Os incêndios florestais colocam Portugal numa péssima situação a nível internacional, com forte tendência de evolução negativa. Esta tendência tende a piorar no futuro, seja pelo risco que trás ao investimento, seja pelo impacto das alterações climáticas.





4. Qual o impacto nas exportações de produtos de base florestal nacionais?

Um registo de desflorestação e uma tendência não invertida de gestão anárquica dos recursos naturais, do território e da biodiversidade, agora evidenciado a nível internacional, poderá ter fortes consequências negativas nas exportações de bens de base florestal, sobretudo junto de mercados onde são mais evidentes as preocupações ambientais dos consumidores.

Esta situação tende inclusive a ser evidenciada por concorrentes das indústrias florestais a operar em Portugal.

5. Quais as decisões a tomar para contrariar a desflorestação em Portugal?

Portugal precisa, antes de mais, de uma estratégia de desenvolvimento rural, com medidas e instrumentos que cativem as pessoas a residir e a sustentarem-se em zonas rurais. Não é possível uma aposta consolidada nas florestas portuguesas sem pessoas e outras atividades económicas que lhes permitam uma vida condigna, de acordo com os padrões europeus.

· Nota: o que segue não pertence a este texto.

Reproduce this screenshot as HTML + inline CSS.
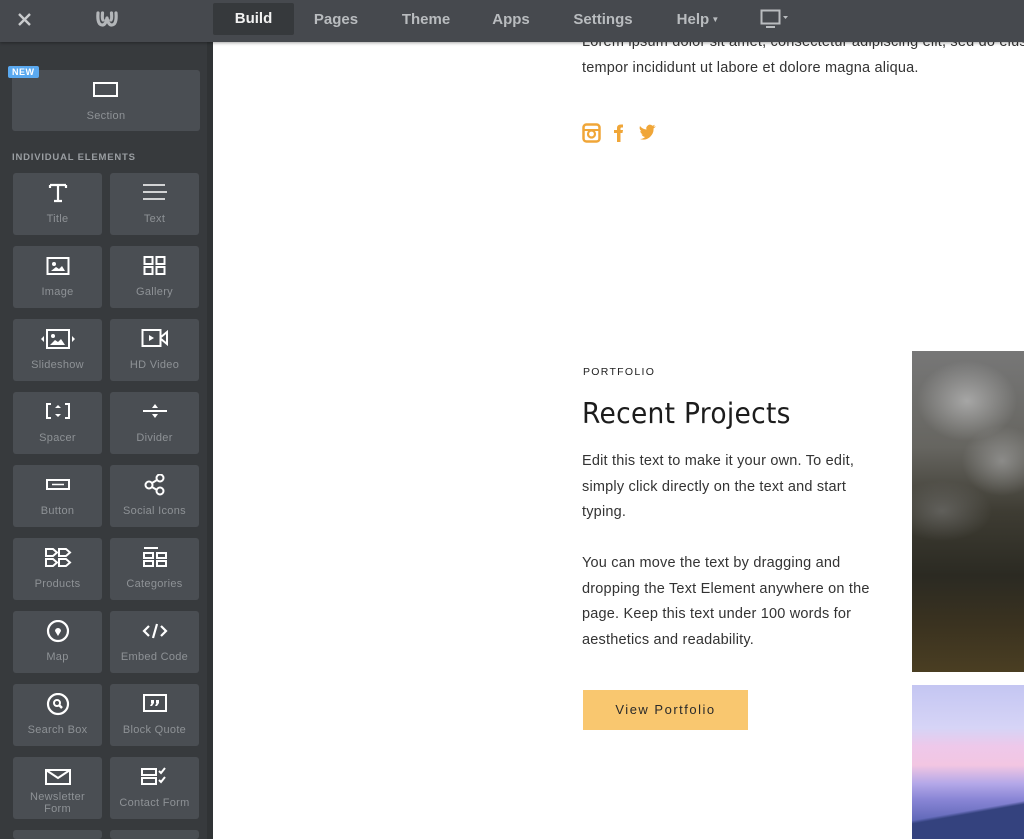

Ao nível da politica florestal, é evidente a necessidade de intervenção oficial no funcionamento dos mercados, corrigindo o atual funcionamento em concorrência imperfeita. Isto para além de uma aposta estratégica na investigação e desenvolvimento, bem como da fundamental criação de um serviço de extensão florestal.

Ao contrário do que tem acontecido até hoje, as medidas e os instrumentos de politica florestal tem de ter por público alvo os proprietários florestais privados. Nesta situação torna-se imperiosa a conclusão e a atualização do cadastro das propriedades rústicas.


Um país em que 98,4% das áreas florestais estão na posse de entidades privadas ou similares, sobretudo de famílias e comunidades rurais, tem de salvaguardar o rendimento silvícola como meio fundamental para assegurar uma gestão, técnica e comercialmente, eficiente, atenuando assim os riscos para as florestas e para a sociedade. A regulação dos mercados, uma aposta estratégica em I&D e num serviço de extensão florestal, são incontornáveis.

Não existe indústria florestal responsável sem florestas sustentáveis. Hoje não o são.